Well what about the attempt to cover up the conversation? What were they trying to hide? As is clear from the Democrats' reaction to this conversation, it is obvious that due to the optics of President Trump's request, this conversation had the potential to be spun to the president's disadvantage. White House staff apparently recognized that, even if the president did not. And a little extra context is important here. This is the same White House which may still employ the author of that September 5, 2018 NY Times op-ed “I Am Part of the Resistance Inside the Trump Administration.” Remember that several other conversations between President Trump and other heads of state have been leaked to the press with the purpose of embarrassing the president. Under the circumstances, the fact that the record of this conversation was placed on a highly classified server is of little concern to me. 
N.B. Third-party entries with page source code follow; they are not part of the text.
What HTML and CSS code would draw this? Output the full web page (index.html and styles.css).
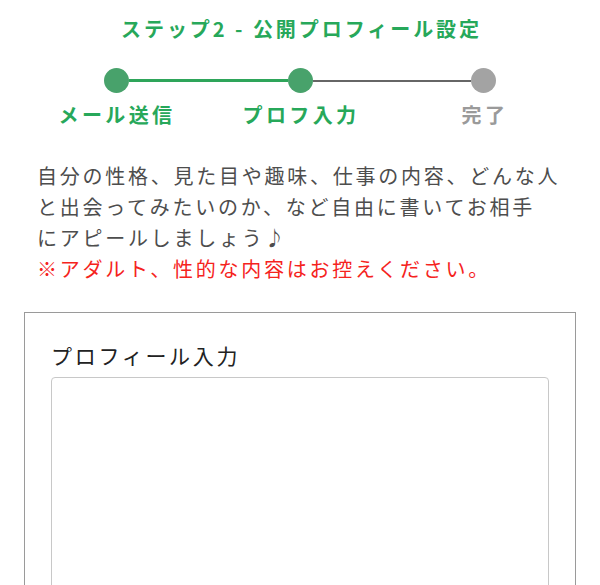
FILE: index.html
```html
<!DOCTYPE html>
<html lang="ja">
<head>
<meta charset="utf-8">
<title>ステップ2 - 公開プロフィール設定</title>
<link rel="stylesheet" href="styles.css">
</head>
<body>
<main class="page">
  <h1 class="title">ステップ2 - 公開プロフィール設定</h1>
  <div class="stepper">
    <div class="track">
      <span class="dot dot-done"></span>
      <span class="bar bar-done"></span>
      <span class="dot dot-done"></span>
      <span class="bar bar-todo"></span>
      <span class="dot dot-todo"></span>
    </div>
    <div class="labels">
      <span class="label label-done">メール送信</span>
      <span class="label label-done">プロフ入力</span>
      <span class="label label-todo">完了</span>
    </div>
  </div>
  <p class="intro">自分の性格、見た目や趣味、仕事の内容、どんな人<br>と出会ってみたいのか、など自由に書いてお相手<br>にアピールしましょう♪<br><span class="warn">※アダルト、性的な内容はお控えください。</span></p>
  <section class="card">
    <label class="card-label" for="profile">プロフィール入力</label>
    <textarea id="profile" class="card-input"></textarea>
  </section>
</main>
</body>
</html>
```

FILE: styles.css
```css
html, body {
  margin: 0;
  padding: 0;
  background: #ffffff;
}

body {
  font-family: "Noto Sans CJK JP", "Noto Sans", sans-serif;
  overflow: hidden;
}

.page {
  padding: 0 24px;
}

.title {
  margin: 0;
  padding-top: 14px;
  padding-left: 3px;
  font-size: 20px;
  line-height: 30px;
  font-weight: 700;
  letter-spacing: 2.95px;
  text-align: center;
  color: #27a85a;
}

.stepper {
  margin-top: 24px;
}

.track {
  display: flex;
  align-items: center;
  margin: 0 80px;
  height: 25px;
}

.dot {
  flex: none;
  width: 25px;
  height: 25px;
  border-radius: 50%;
}

.dot-done {
  background: #48a26b;
}

.dot-todo {
  background: #a3a3a3;
}

.bar {
  flex: 1;
}

.bar-done {
  height: 3px;
  background: #2ea55a;
}

.bar-todo {
  height: 2px;
  background: #666666;
}

.labels {
  display: grid;
  grid-template-columns: repeat(3, 1fr);
  margin-top: 8px;
}

.label {
  text-align: center;
  font-size: 20px;
  line-height: 28px;
  font-weight: 700;
  letter-spacing: 3.4px;
  padding-left: 2px;
}

.label-done {
  color: #27a85a;
}

.label-todo {
  color: #9a9a9a;
}

.intro {
  margin: 31px 0 0;
  padding-left: 13px;
  font-size: 20px;
  line-height: 31px;
  letter-spacing: 2.75px;
  color: #4d4d4d;
  white-space: nowrap;
}

.warn {
  color: #f5231d;
}

.card {
  margin-top: 28px;
  border: 1px solid #9a9a9a;
  padding: 27px 26px 0;
  display: flex;
  flex-direction: column;
}

.card-label {
  font-size: 21px;
  line-height: 30px;
  letter-spacing: 2.7px;
  color: #222222;
}

.card-input {
  margin-top: 7px;
  height: 320px;
  border: 1px solid #c8c8c8;
  border-radius: 4px;
  resize: none;
  padding: 8px;
  font: inherit;
  background: #ffffff;
}
```
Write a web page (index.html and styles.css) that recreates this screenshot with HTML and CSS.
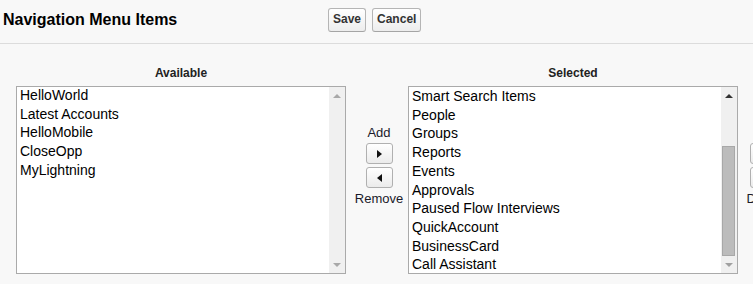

 Finally, a word about the Democrats' desperate attempt to subvert the results of the 2016 election. There is mounting evidence that this latest “scandal” was a coordinated effort between “resistance' elements inside the White House, inside the Intelligence Community, and in the Congress, to sabotage this president. At the risk of inviting accusations of being a conspiracy theorist, I'd go so far as to suggest that the pending release of DOJ IG Michael Horowitz' report and the ongoing Barr/Durham “investigation of the investigators” may have played a role in the timing of this whistleblower's complaint. 

Today was a bad day for the president. The Dems scored some unanswered points this morning. But tomorrow is another day. I'm hopeful that Team Trump still has a few special plays up its sleeve.